On behalf of the respondent it was suggested that there are five possible tests to be applied: 
Costs should be assessed on a flexible basis at the discretion of the Commission. 
Party and party costs on a legal scale should be paid. 
Costs should be based on the legal aid scales. 
Costs should be based on Law Society scales. 
Full solicitor and client costs should be paid. 
It was pointed out, however, that items 2, 3 and 4 are really based on an adversary system of conduct which does not exist in applications before the Commission, and that item 5 relating to full solicitor and client costs is normally only applicable when an unsuccessful party is to bear them and with claims from the Commission there is no unsuccessful party. 
If one reverts to the wording of the statute, the only assistance gained from subs 14 is that the Commission may allow an applicant reasonable costs. I do not think that there is any justification for the Commission adopting any fixed scale or method of charging costs on the part of solicitors. If it was intended that such should be so then I would have thought the statute would have specified how such costs were to be charged. By leaving the matter in the realm of reasonable costs, the decision is left entirely to the Commission and it appears to me that the only basis on which it can make such awards where solicitors are involved in proceedings is to inquire first whether the engagement of the solicitors was justified in the first place, and then if it was to fix a reasonable sum having regard to the complexity of the issues, time spent, and the amount of compensation recovered. I recognise that this formula leaves it somewhat uncertain for solicitors to know on what basis costs will be awarded to them by the Commission. But, on the other hand, there is no warrant whatever in the legislation for my directing that the Commission shall adopt any fixed practice in assessing the costs which are reasonable under the subsection. Certainly there is no warrant for my directing that any particular scales be applied. 

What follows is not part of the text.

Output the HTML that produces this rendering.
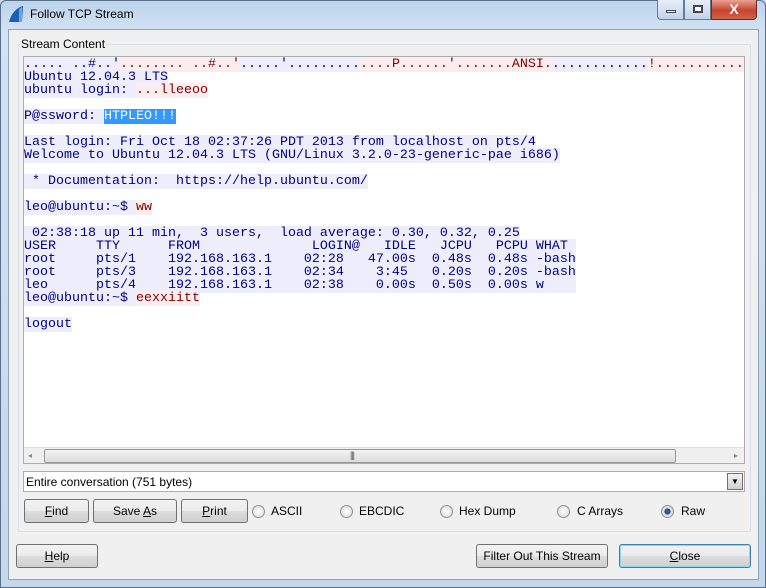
<!DOCTYPE html>
<html><head><meta charset="utf-8"><style>
*{margin:0;padding:0;box-sizing:border-box}
body{width:766px;height:588px;overflow:hidden;background:#c9dbee;font-family:"Liberation Sans",sans-serif;font-size:12px;position:relative}
.frame{position:absolute;left:0;top:0;width:766px;height:588px;background:linear-gradient(180deg,#bcd3ec 0,#d3e2f3 30px,#c4d7ed 100%);border:1px solid #5a6f88;border-radius:6px 6px 0 0}
.title{position:absolute;left:30px;top:7px;font-size:12px;color:#000}
.client{position:absolute;left:8px;top:29px;width:751px;height:551px;background:#f0f0f0;border:1px solid #8ea3bc}
.abs{position:absolute}
.group{position:absolute;left:9px;top:14px;width:733px;height:488px;border:1px solid #d5dfe5;border-radius:2px}
.glabel{position:absolute;left:11px;top:7px;background:#f0f0f0;padding:0 1px;color:#000}
.text{position:absolute;left:14px;top:26px;width:722px;height:408px;background:#fff;border:1px solid #abadb3;overflow:hidden}
pre{font-family:"Liberation Mono",monospace;font-size:13.33px;line-height:13px;margin:1px 0 0 0;white-space:pre}
.b{background:#ededfb;color:#000080}
.r{background:#fbeded;color:#800000}
.s{background:#3399ff;color:#fff}
.btn{position:absolute;height:24px;border:1px solid #707070;border-radius:3px;background:linear-gradient(#f2f2f2 0,#ebebeb 50%,#dddddd 51%,#cfcfcf 100%);text-align:center;line-height:22px;color:#000}
.radio{position:absolute;width:13px;height:13px;border-radius:50%;border:1px solid #8e8f8f;background:radial-gradient(#fff,#d8d8d8)}
.rl{position:absolute}
</style></head><body>
<div class="frame"></div>
<svg class="abs" style="left:7px;top:5px" width="18" height="18" viewBox="0 0 18 18"><path d="M2 17 C4 9 9 3 16 1 L15 17 Z" fill="#1d5fb0"/><path d="M12 4 L15 2 L15 17 L12 17Z" fill="#6fa5e0"/></svg>
<div class="title">Follow TCP Stream</div>
<div class="abs" style="left:657px;top:0;width:27px;height:20px;border:1px solid #6a7c90;border-top:none;border-radius:0 0 0 4px;background:linear-gradient(#e6eef8,#c2d3e8)"><div class="abs" style="left:8px;top:10px;width:10px;height:3px;background:#fff;border:1px solid #445"></div></div>
<div class="abs" style="left:684px;top:0;width:27px;height:20px;border:1px solid #6a7c90;border-top:none;background:linear-gradient(#e6eef8,#c2d3e8)"><div class="abs" style="left:8px;top:5px;width:10px;height:8px;border:2px solid #445;background:#fff"></div></div>
<div class="abs" style="left:711px;top:0;width:46px;height:20px;border:1px solid #6a2a20;border-top:none;border-radius:0 0 4px 0;background:linear-gradient(#e8a293,#c7442e 55%,#d0614a);color:#fff;font-weight:bold;font-size:14px;text-align:center;line-height:18px">X</div>
<div class="client">
 <div class="group"></div>
 <div class="glabel">Stream Content</div>
 <div class="text"><pre><span class="b">..... ..#..'</span><span class="r">........ ..#..'</span><span class="b">.....'.........</span><span class="r">....P......'.......ANSI.</span><span class="b">............</span><span class="r">!...........</span>
<span class="b">Ubuntu 12.04.3 LTS</span>
<span class="b">ubuntu login: </span><span class="r">...lleeoo</span>

<span class="b">P@ssword: </span><span class="s">HTPLEO!!!</span>

<span class="b">Last login: Fri Oct 18 02:37:26 PDT 2013 from localhost on pts/4</span>
<span class="b">Welcome to Ubuntu 12.04.3 LTS (GNU/Linux 3.2.0-23-generic-pae i686)</span>

<span class="b"> * Documentation:  https://help.ubuntu.com/</span>

<span class="b">leo@ubuntu:~$ </span><span class="r">ww</span>

<span class="b"> 02:38:18 up 11 min,  3 users,  load average: 0.30, 0.32, 0.25</span>
<span class="b">USER     TTY      FROM              LOGIN@   IDLE   JCPU   PCPU WHAT </span>
<span class="b">root     pts/1    192.168.163.1    02:28   47.00s  0.48s  0.48s -bash</span>
<span class="b">root     pts/3    192.168.163.1    02:34    3:45   0.20s  0.20s -bash</span>
<span class="b">leo      pts/4    192.168.163.1    02:38    0.00s  0.50s  0.00s w    </span>
<span class="b">leo@ubuntu:~$ </span><span class="r">eexxiitt</span>

<span class="b">logout</span></pre>
  <div class="abs" style="left:0;top:390px;width:720px;height:17px;background:#f0f0f0;border-top:1px solid #e0e0e0">
   <div class="abs" style="left:4px;top:3px;font-size:8px;color:#888">◂</div>
   <div class="abs" style="left:20px;top:1px;width:632px;height:14px;border:1px solid #979797;border-radius:2px;background:linear-gradient(#f3f3f3,#dcdcdc)"><div class="abs" style="left:305px;top:0;font-size:9px;color:#555;letter-spacing:-1px">|||</div></div>
   <div class="abs" style="left:710px;top:3px;font-size:8px;color:#888">▸</div>
  </div>
 </div>
 <div class="abs" style="left:14px;top:441px;width:722px;height:21px;background:#fff;border:1px solid #abadb3"><div class="abs" style="left:2px;top:3px">Entire conversation (751 bytes)</div><div class="abs" style="right:1px;top:1px;width:16px;height:17px;border:1px solid #707070;background:linear-gradient(#f2f2f2,#d0d0d0);font-size:8px;text-align:center;line-height:16px">▼</div></div>
 <div class="btn" style="left:15px;top:469px;width:65px"><u>F</u>ind</div>
 <div class="btn" style="left:84px;top:469px;width:84px">Save <u>A</u>s</div>
 <div class="btn" style="left:172px;top:469px;width:67px"><u>P</u>rint</div>
 <div class="radio" style="left:243px;top:475px"></div><div class="rl" style="left:262px;top:474px">ASCII</div>
 <div class="radio" style="left:331px;top:475px"></div><div class="rl" style="left:350px;top:474px">EBCDIC</div>
 <div class="radio" style="left:431px;top:475px"></div><div class="rl" style="left:450px;top:474px">Hex Dump</div>
 <div class="radio" style="left:548px;top:475px"></div><div class="rl" style="left:568px;top:474px">C Arrays</div>
 <div class="radio" style="left:652px;top:475px;background:radial-gradient(#2b6db8 0,#1b4f8f 35%,#e8e8e8 45%,#cfcfcf)"></div><div class="rl" style="left:672px;top:474px">Raw</div>
 <div class="btn" style="left:7px;top:514px;width:82px"><u>H</u>elp</div>
 <div class="btn" style="left:467px;top:514px;width:132px">Filter Out This Stream</div>
 <div class="btn" style="left:610px;top:514px;width:132px;border-color:#3c7fb1;box-shadow:inset 0 0 0 1px #8fd4f5"><u>C</u>lose</div>
</div>
</body></html>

It may be thought that this is an unsatisfactory situation but such can be remedied only by an amendment to the Act or by the Law Society negotiating with the Commission a basis upon which the Commission will normally determine what it will allow for reasonable costs in any particular type of case. The Commission has a complete discretion as to what it will allow in terms of the subsection and I am not prepared to fetter the Commission with any direction as to how that discretion shall be exercised. Parliament has, it appears to me, phrased the subsection in such a way as to allow the Commission to establish its own standards of reasonableness. Whether it makes the decision separately in respect of each case or whether it lays down guidelines is a matter for discussion with the Commission.